The City of Your Final Destination: movie review
The production company Merchant Ivory has long been regarded, for good or ill, as the imprimatur of "quality" films, especially in the realm of classic literary adaptations. With James Ivory directing most of the movies, and Ismail Merchant acting as producer (and occasional director), they cut a wide swath through the works of Henry James, E.M. Forster, and many others. Their usual screenwriter, Ruth Prawer Jhabvala, has been with Merchant Ivory from the beginning, with "The Householder" (1963).
Merchant died in 2005, just as a new film, "The City of Your Final Destination," was gearing up. Filmed three years ago, and delayed by money troubles, it is only now getting its release. It's the first Merchant Ivory film without Merchant's involvement, and yet, in many ways, it exhibits what is both good and not so good about the company's ongoing legacy.

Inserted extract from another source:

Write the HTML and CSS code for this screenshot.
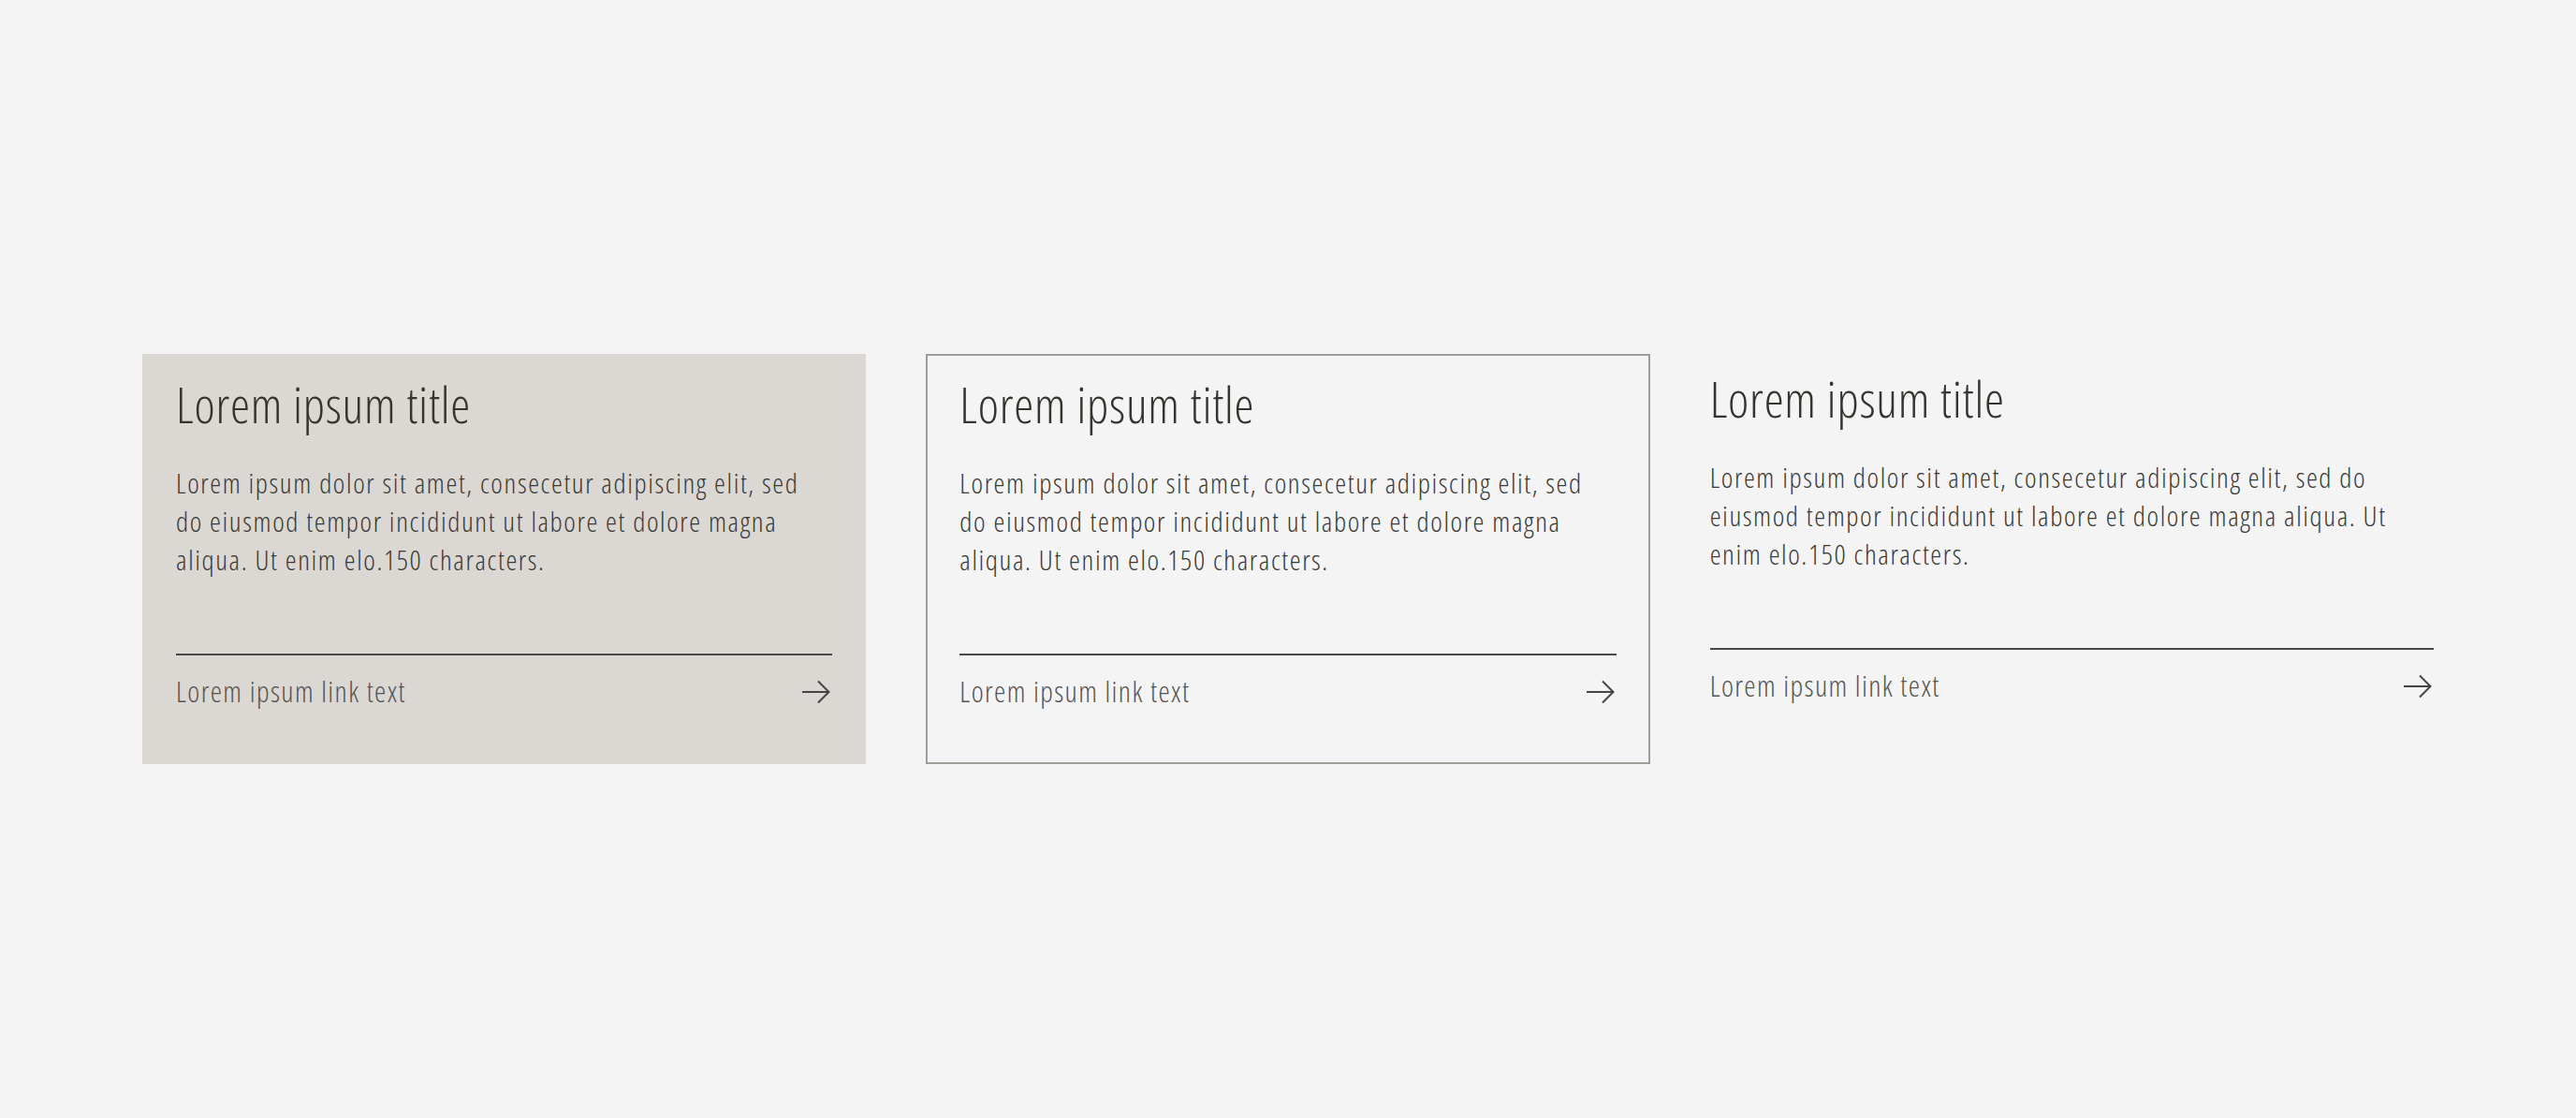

Based on the 2002 novel of the same name by Peter Cameron, "The City of Your Final Destination" is a chamber drama that takes place, more often than not, in the open air. Omar Razaghi (Omar Metwally), an academic at the University of Colorado, is intent on furthering his career by writing the authorized biography of Jules Gund, the famous one-shot European expatriate novelist who recently killed himself while living in Uruguay. Prodded by his colleague and girlfriend, Deirdre (Alexandra Maria Lara), whose ambitions far exceed his own, Omar pays an unwelcome visit to the Gund compound – a steamy expanse of property known as "Ocho Rios" – and attempts to persuade Jules's heirs to cooperate with him.
Jules's wife, Caroline (Laura Linney), remains adamantly opposed; his mistress, Arden (Charlotte Gainsbourg), who lives on the compound with their 10-year-old daughter, takes a shine to Omar and wavers; Jules's brother, Adam (Anthony Hopkins), who lives there with his lover, Pete (Hiroyuki Sanada), is in favor of cooperating, though his participation comes with a price.
Omar comes across as a bumbler and too insubstantial to serve as the focus of this human whirligig. From what we hear about Jules, he fits all too comfortably into the generic genius-womanizer expatriate mold of a Hemingway or Picasso. Ivory and Jhabvala are trying to coax the material into Chekhovian terrain, but the characters, with one exception, don't have the luminosity for that. They are steadfastly classifiable: Caroline is snippy-sarcastic; Arden is callow-winsome; Omar is clueless; Deirdre is ruthless.
Only Adam escapes the straitjacket, and that's because Hopkins, who was stunning in "The Remains of the Day," has a special affinity for Ivory's indirect style of direction. Both men move into dramatic situations from the sidelines, as it were; the big moments are all about nuance, not exhortation. Hopkins brings out Adam's courtliness but he also lets us see the dissoluteness and sorrows underneath. He's a novelistic character in a movie peopled by pencil drawings.
The Merchant Ivory movies hark back to a time when films were considered art only if they were derived from the classics. Some of the performances, such as Vanessa Redgrave's Olive Chancellor in "The Bostonians," have been towering, "The Remains of the Day" and "A Room With a View" are first-class adaptations, and several of the early, India-based movies, such as "Shakespeare Wallah," are marvelous. One can dislike half of what Merchant Ivory has done and yet, in principle, still support the cause. Cutting-edge isn't all. (Rated PG-13 for a brief sexual situation with partial nudity.)